Au moins le long courrier dans le ciel à la verticale de ce monde s'est-il arraché au sol dans un effort presque héroïque ; puis il a traversé la masse des nuages, retrouvé le soleil et trace à présent dans l'éther un trait presque parfait — dont la ligne se délitera peu à peu après s'être épaissie — puis retrouvera le sol dans un geste d'oiseau blessé.

Nous n'avons rien fait de tel. La lourde masse du train s'est mise en mouvement presque poussivement, et suit depuis lors le quai, le tracé qui lui est alloué, jusqu'à frôler d'autres quais, freiner peut-être, reprendre sa course, de nouveau laisser l'inertie le reprendre à l'arrivée dans une dernière gare, avant de tout recommencer.

Mais entre Aix et Paris, où sommes-nous ? Je ne demande pas, comprenez, un lieu géographique. Les coordonnées de ce point  (longitude, latitude) ne sont ici d'aucune pertinence. Ce point, nous n'y restons pas. Zénon(s) paradoxaux, nous y passons et nous n'y passons pas. Et de ce qui instancie chaque point dans le monde, de ce qui le particularise, en fait mon lieu géographique ici et maintenant, ombre, vallée, descente, pont sur le fleuve, frôlement de l'autoroute, cela ne nous est rien. Sans passer par aucun point de ce monde, nous revenons d'Aix à Paris.

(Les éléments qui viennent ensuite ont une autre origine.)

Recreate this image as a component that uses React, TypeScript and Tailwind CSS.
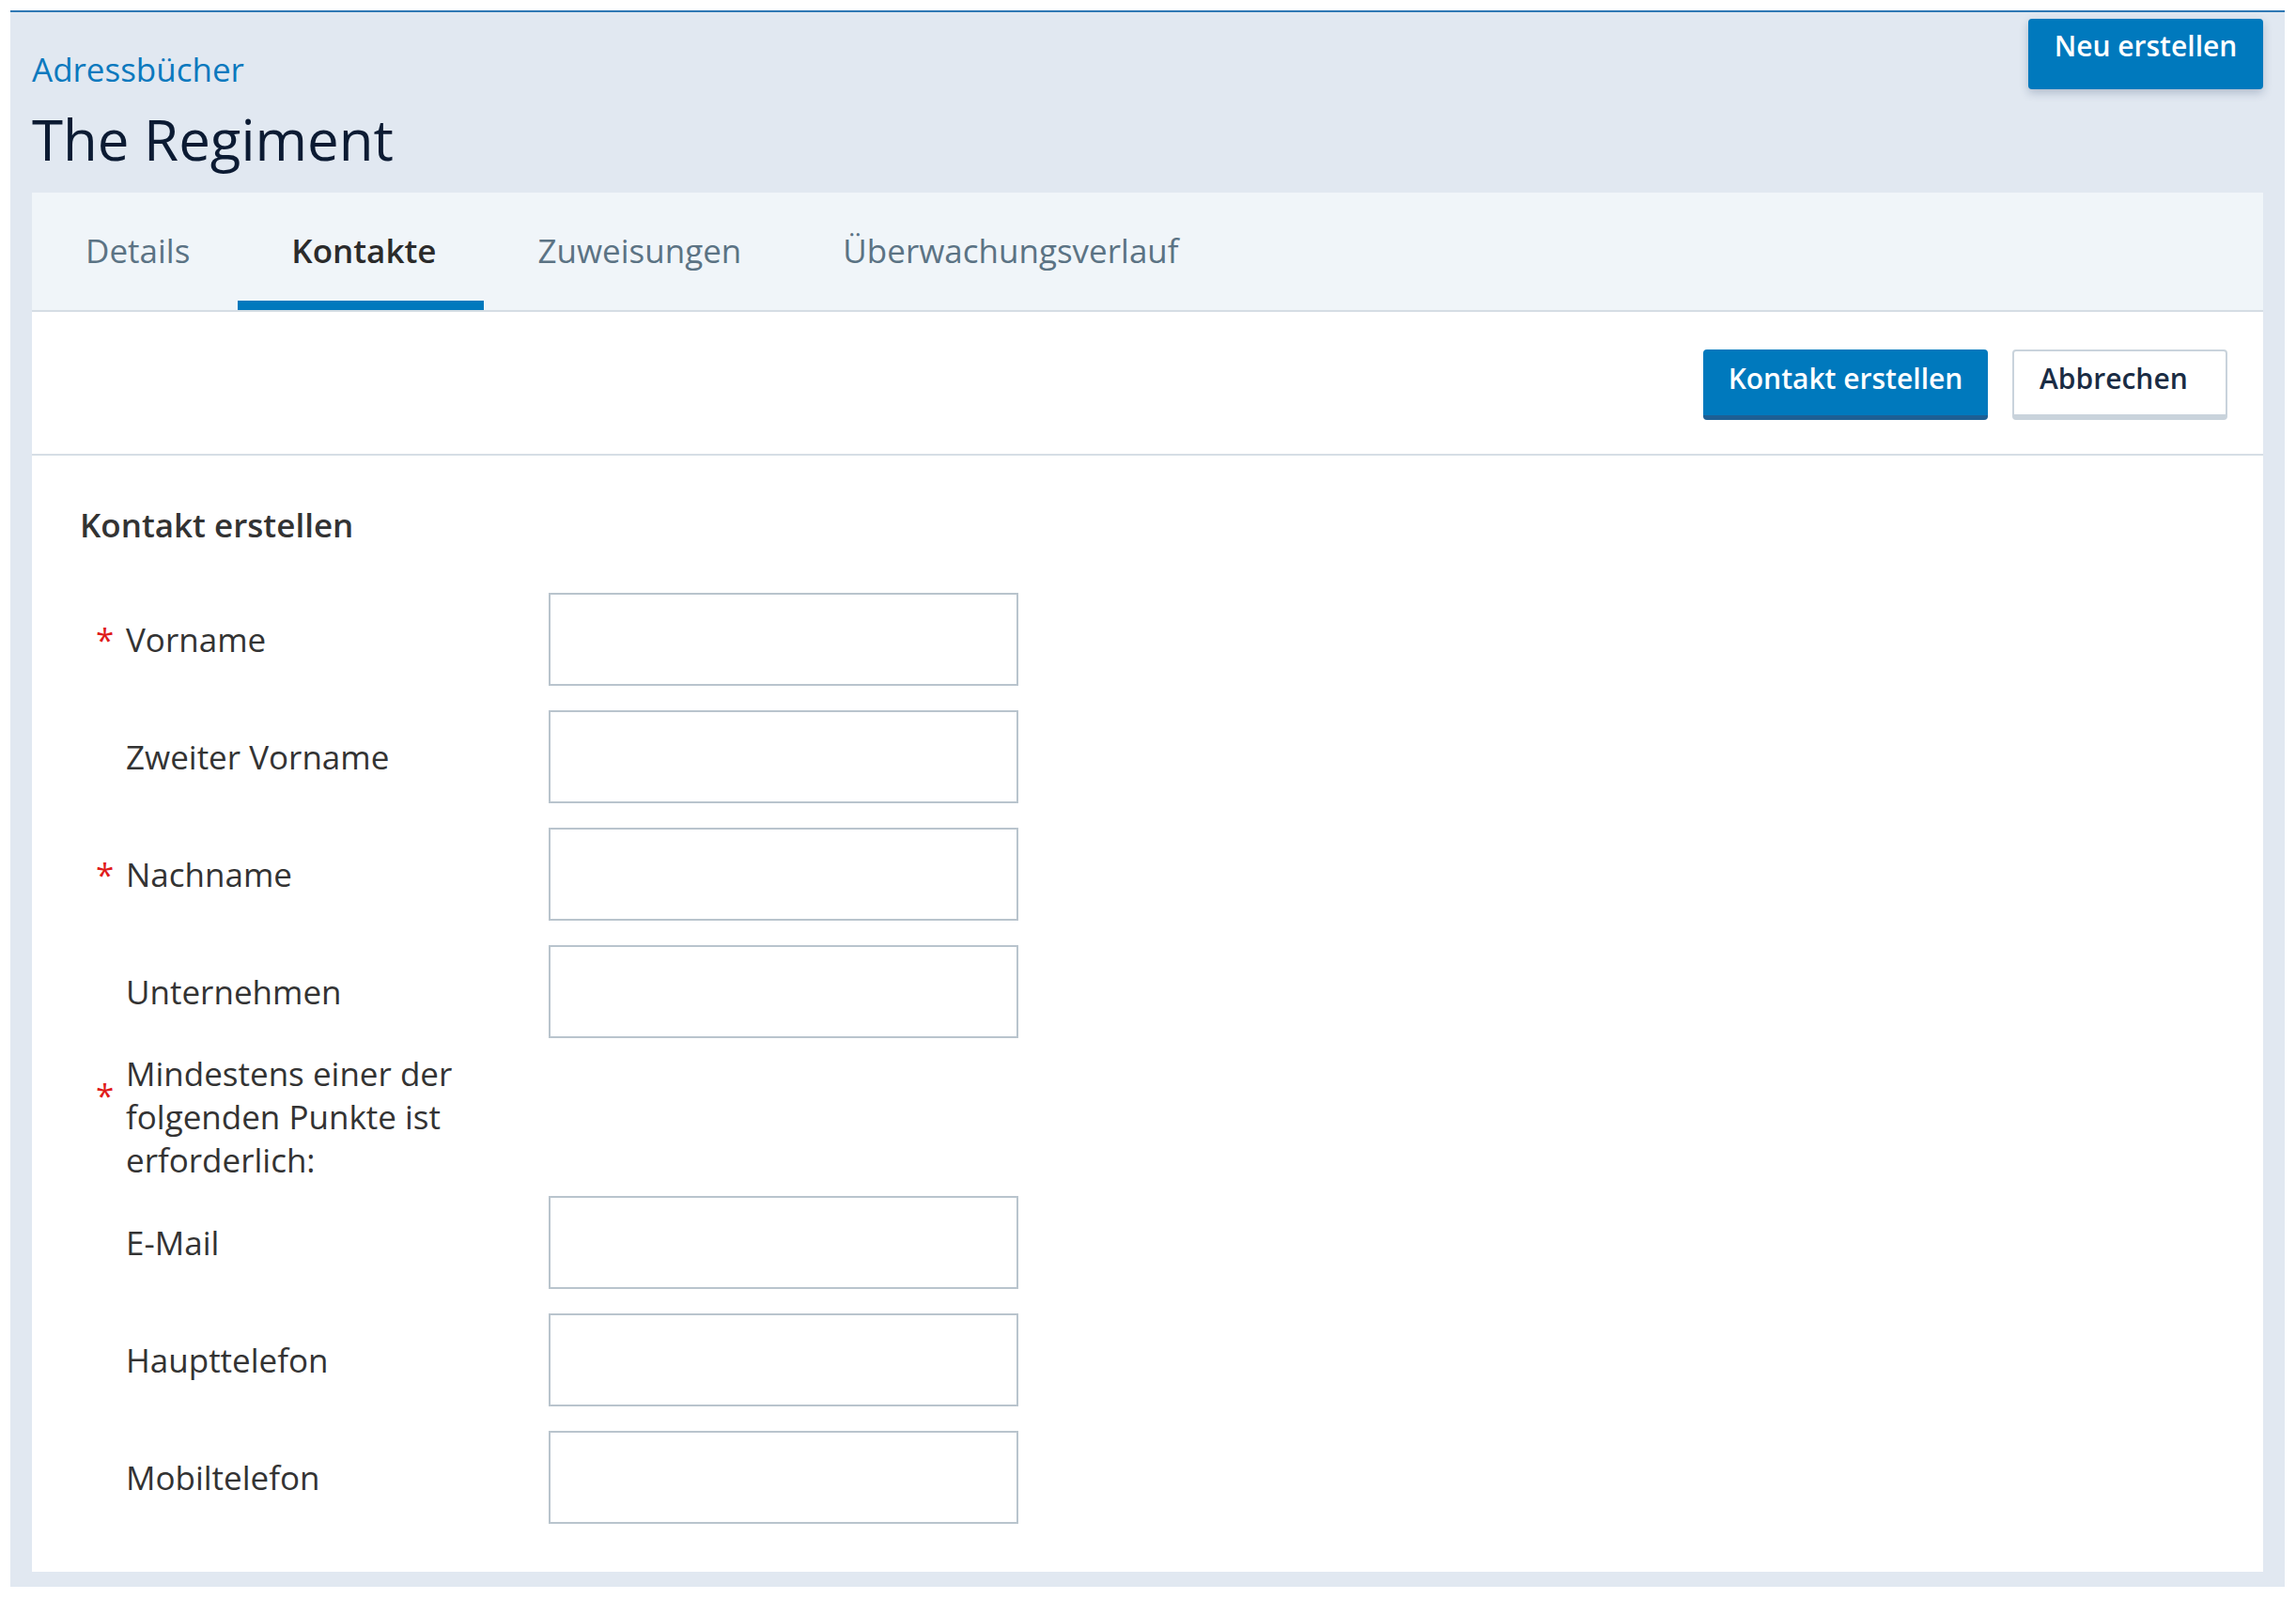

Pourtant nous sommes sur le sol. Ancrés par l'acier et les lourdes traverses dans la terre. Déplacés d'un point terrestre à un autre. Mais entre ces deux points 

je ne comprends pas où nous sommes…

mercredi 14 octobre 2009

Abstraction au voyage, IX


 

Petite décomposition musicale… la journée s’est finie dans une débandade de possibles… tout se resserre autour d’une obsession (une obsession unique) : 19h28 ! forcer la main du destin pour avoir, en dépit de tout, le train de 19h28, quoi qu’il arrive, quoi qu’il en soit ! Même s’il n’est pas le dernier. Même s’il reste un autre possible pour le retour. Qu'importe ? Il faudra pour cela passer victorieusement les files ininterrompues de voitures sur l’autoroute, entrer dans la ville, sous la pluie de novembre, remonter en courant le boulevard désespérant (mais il signale l’abstraction à la ville… la possibilité du départ…), ignorer les pas, les passants entrecroisés à la porte de la ville, tissant l’art de la rencontre, du négoce, des affaires (pour moi mystérieux, sans attrait), et ouvrir droit devant l’échappée vers un ailleurs (qui n’est que le retour au point de départ, mais tout de même : un ailleurs).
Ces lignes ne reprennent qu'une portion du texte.